What meaning can be given to this singular passage from the myth? It certainly delivers a very strong symbolic message: creating one's own earth, building it almost as an act of a cosmological import - Romulus creates a mundus, in fact, "a world" - an act which goes far beyond usual foundation rites. The act of mixing these clods of earth brought from afar reflects the mixture of men from all these different places that Romulus gathers in the asylum at the time of founding the new city: by welcoming the earth from other territories, the soil of Rome becomes in a very concrete way a “land of asylum”.
In the mythical representation, the soil of the city will be configured as both the one and the multiple: one, because the clods, initially distinct, are then mixed; multiple, because it derives its origins from as many different “soils” as clods of earth. The political message of this myth is very strong, it highlights one of the main characteristics of Roman culture: openness. The same provision that allows not only foreigners, but also slaves, to become Roman citizens, thereby subjecting the Roman community to continuous "reshuffle". This fundamental inclination to openness, which constitutes the backbone of Roman culture through the centuries, finds its narrative expression in a founding tale which mixes, on one side, men, on the other, clods of earth, in a perfect parallelism.
Here is now the Greek myth which could be compared with the Roman myth just related. This is another foundational myth, which also speaks of land, origin and peoples, but which conveys a message completely opposite to the myth of asylum and clods of earth: it is about Athenian
autochthony. This myth claimed that the Athenians came from "this very land" on which they lived - this is the literal meaning of the word "autochthony", "autochton": by that they mean that they were "born" of the earth. Attica, that they were the first inhabitants of this soil, and therefore the only worthy to reside there.
However, in Athens, the tendency to exclude did not come only from the myth, it was also present in the law. Indeed, one could not become a citizen, as in Rome: one was a citizen, or not. Only the sons of both Athenian parents could enjoy this privilege, while all the others - foreigners, metics and slaves - had no possibility of claiming it. The model of autochthony thus conveys the image of a culture which, unlike the Roman vision, places its identity only in itself: while Roman culture is "eccentric", by basing its identity on men from "outside" and their mix, Athenian culture wants to be "autocentric", as can be seen in several identity movements today. The contrast between the two myths, Roman and Greek,could not be more explicit: in Athens, it is the earth which produces the men, in Rome, it is the men who produce the earth.

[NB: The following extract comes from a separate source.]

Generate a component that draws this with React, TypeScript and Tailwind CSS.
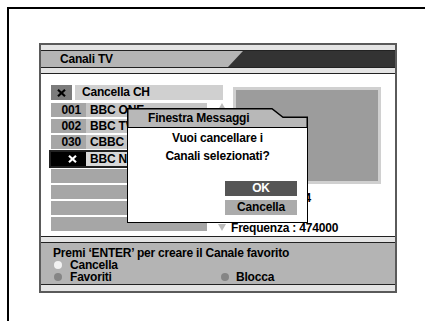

In conclusion, the myth of the founding of Rome - mixture of men, mixture of lands - gives concrete reality to the symbolic and lasting representation that the Romans wanted to give of themselves: mixture, multiplicity, movement. In this original myth, the Romans had in short left a place not only for otherness, for diversity, but even for the possibility of being both oneself and other. Roman culture does not hesitate to define itself as a passage, to situate its identity also outside itself.
The identity of the Romans, if they had one, was of an "eccentric" nature: this is why their civilization can still offer a valid model for a Europe in which it is increasingly necessary to be both oneself and others, citizens of a country and at the same time citizens of a community of countries: a Europe which, on the contrary, sometimes insists on finding itself by breaking up into a plurality of (so-called) sovereign nations centered on themselves, thus following the Athenian path of autochthony and closure.